Is cpuminer-opt better than XMRig for solo mining Monero?
It depends on your CPU. On AMD Ryzen chips, cpuminer-opt sometimes delivers 2-5% more hashrate due to better AVX2 optimization. On Intel CPUs, XMRig usually performs slightly better. My recommendation: benchmark both with --benchmark mode and use whichever gives you higher hashrate. The configuration process is nearly identical for solo mining on both miners.
How do I know if I actually found a block with cpuminer-opt?
cpuminer-opt will display “accepted” in the terminal output, and you’ll see a massive spike in reported difficulty. More importantly, check your Monero wallet — the block reward (currently ~0.6 XMR) will appear after 60 confirmations, which takes about 2 hours. Also, your heart will basically explode from excitement, so that’s a pretty clear indicator too.

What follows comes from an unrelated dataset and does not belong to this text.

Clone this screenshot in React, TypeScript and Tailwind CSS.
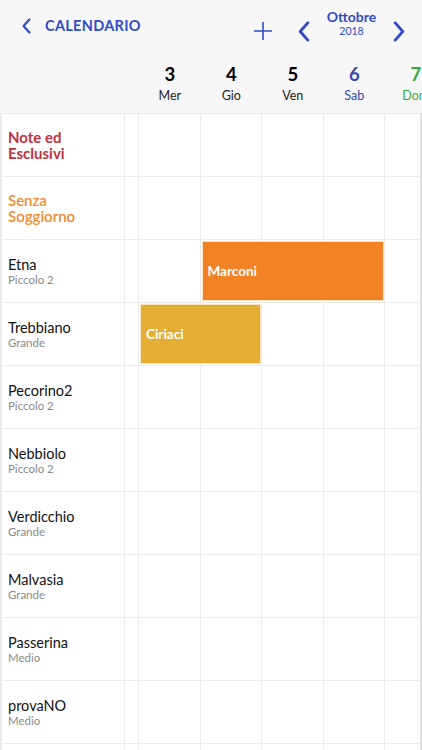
import React from "react"

const DAYS = [
  { n: "3", d: "Mer", color: "text-black", sub: "text-[#222]" },
  { n: "4", d: "Gio", color: "text-black", sub: "text-[#222]" },
  { n: "5", d: "Ven", color: "text-black", sub: "text-[#222]" },
  { n: "6", d: "Sab", color: "text-[#3949ab]", sub: "text-[#3949ab]" },
  { n: "7", d: "Dom", color: "text-[#3aa944]", sub: "text-[#3aa944]" },
]

type Room = { name: string; sub?: string; tone?: "red" | "orange" }

const ROOMS: Room[] = [
  { name: "Note ed Esclusivi", tone: "red" },
  { name: "Senza Soggiorno", tone: "orange" },
  { name: "Etna", sub: "Piccolo 2" },
  { name: "Trebbiano", sub: "Grande" },
  { name: "Pecorino2", sub: "Piccolo 2" },
  { name: "Nebbiolo", sub: "Piccolo 2" },
  { name: "Verdicchio", sub: "Grande" },
  { name: "Malvasia", sub: "Grande" },
  { name: "Passerina", sub: "Medio" },
  { name: "provaNO", sub: "Medio" },
  { name: "", sub: "" },
]

// bookings: row index -> event
const EVENTS: Record<number, { label: string; start: number; span: number; bg: string }> = {
  2: { label: "Marconi", start: 1, span: 3, bg: "bg-[#f28226]" },
  3: { label: "Ciriaci", start: 0, span: 2, bg: "bg-[#e3ae33]" },
}

const COL = 61.5

function Chevron({ dir, className }: { dir: "left" | "right"; className?: string }) {
  return (
    <svg viewBox="0 0 14 22" className={className} fill="none">
      <path
        d={dir === "left" ? "M11 2 L3 11 L11 20" : "M3 2 L11 11 L3 20"}
        stroke="currentColor"
        strokeWidth="3"
        strokeLinecap="round"
        strokeLinejoin="round"
      />
    </svg>
  )
}

export default function App() {
  return (
    <div
      className="w-[422px] h-[750px] overflow-hidden bg-white relative"
      style={{ fontFamily: "Lato, 'Noto Sans', sans-serif" }}
    >
      {/* top header */}
      <div className="bg-[#f7f7f8]">
        <div className="h-[52px] flex items-center relative">
          <div className="flex items-center text-[#2f4cc8] pl-[21px]">
            <Chevron dir="left" className="w-[11px] h-[16px]" />
            <span className="ml-[13px] text-[14.5px] font-bold tracking-[0.3px]">CALENDARIO</span>
          </div>
          <div className="ml-auto flex items-center text-[#2f4cc8] pt-[11px] pr-[16px]">
            <svg viewBox="0 0 20 20" className="w-[20px] h-[20px] -mt-[2px]" fill="none">
              <path d="M10 1 V19 M1 10 H19" stroke="currentColor" strokeWidth="1.6" />
            </svg>
            <Chevron dir="left" className="ml-[24px] w-[14px] h-[21px]" />
            <div className="w-[81px] flex flex-col items-center -mt-[16px]">
              <span className="text-[14px] font-bold leading-[16px]">Ottobre</span>
              <span className="text-[10.5px] leading-[13px]">2018</span>
            </div>
            <Chevron dir="right" className="w-[14px] h-[21px]" />
          </div>
        </div>
        <div className="h-[61px] flex">
          <div className="w-[139px] shrink-0" />
          {DAYS.map((d) => (
            <div key={d.n} className="w-[61.5px] shrink-0 flex flex-col items-center pt-[12px]">
              <span className={`text-[18.5px] font-bold leading-[21px] ${d.color}`}>{d.n}</span>
              <span className={`text-[12.5px] leading-[16px] mt-[3px] ${d.sub}`}>{d.d}</span>
            </div>
          ))}
        </div>
      </div>

      {/* grid body */}
      <div className="border-t border-[#ececec] border-r-2 border-r-[#e2e2e2] w-[422px]">
        {ROOMS.map((r, i) => {
          const ev = EVENTS[i]
          return (
            <div key={i} className="h-[63px] flex border-b border-[#ececec] relative">
              <div className="w-[125px] shrink-0 border-l-2 border-l-[#ececec] border-r border-[#ececec] flex flex-col justify-center pl-[6px]">
                {r.tone === "red" && (
                  <span className="text-[15px] font-bold leading-[16px] text-[#c1313c] w-[90px]">{r.name}</span>
                )}
                {r.tone === "orange" && (
                  <span className="text-[15px] font-semibold leading-[16px] text-[#f08a2e] w-[90px]">{r.name}</span>
                )}
                {!r.tone && (
                  <>
                    <span className="text-[14.5px] leading-[17px] text-[#111]">{r.name}</span>
                    <span className="text-[11.5px] leading-[14px] text-[#8a8a8a]">{r.sub}</span>
                  </>
                )}
              </div>
              <div className="w-[14px] shrink-0 border-r border-[#ececec]" />
              {DAYS.map((d) => (
                <div key={d.n} className="w-[61.5px] shrink-0 border-r border-[#ececec]" />
              ))}
              {ev && (
                <div
                  className={`absolute top-[1px] bottom-[1px] ${ev.bg} border border-[#fbe3c4] flex items-center pl-[5px]`}
                  style={{ left: 140 + ev.start * COL, width: ev.span * COL - 2 }}
                >
                  <span className="text-white font-bold text-[13.5px]">{ev.label}</span>
                </div>
              )}
            </div>
          )
        })}
      </div>
    </div>
  )
}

Can I solo mine RandomX coins on a laptop CPU?
You technically can, but please don’t for extended periods. Laptop cooling isn’t designed for sustained 100% CPU load, and you’ll thermal throttle severely within minutes. I tried this on my school laptop once and the CPU hit 98°C before throttling down to 800 MHz. You’ll also kill your battery long-term from heat cycling. Stick to desktop CPUs with proper tower coolers for 24/7 mining.
What’s the minimum CPU specs for solo mining Monero to make sense?
Honestly? You need at least a Ryzen 7 5800X or equivalent pulling 15+ KH/s for solo mining to be anything beyond pure lottery fun. Below that, your time-to-block estimates stretch into multiple years where equipment failure becomes more likely than hitting a block. If you’ve got anything less, seriously consider P2Pool or pool mining instead — you’ll get regular payouts and can reinvest earnings into better hardware.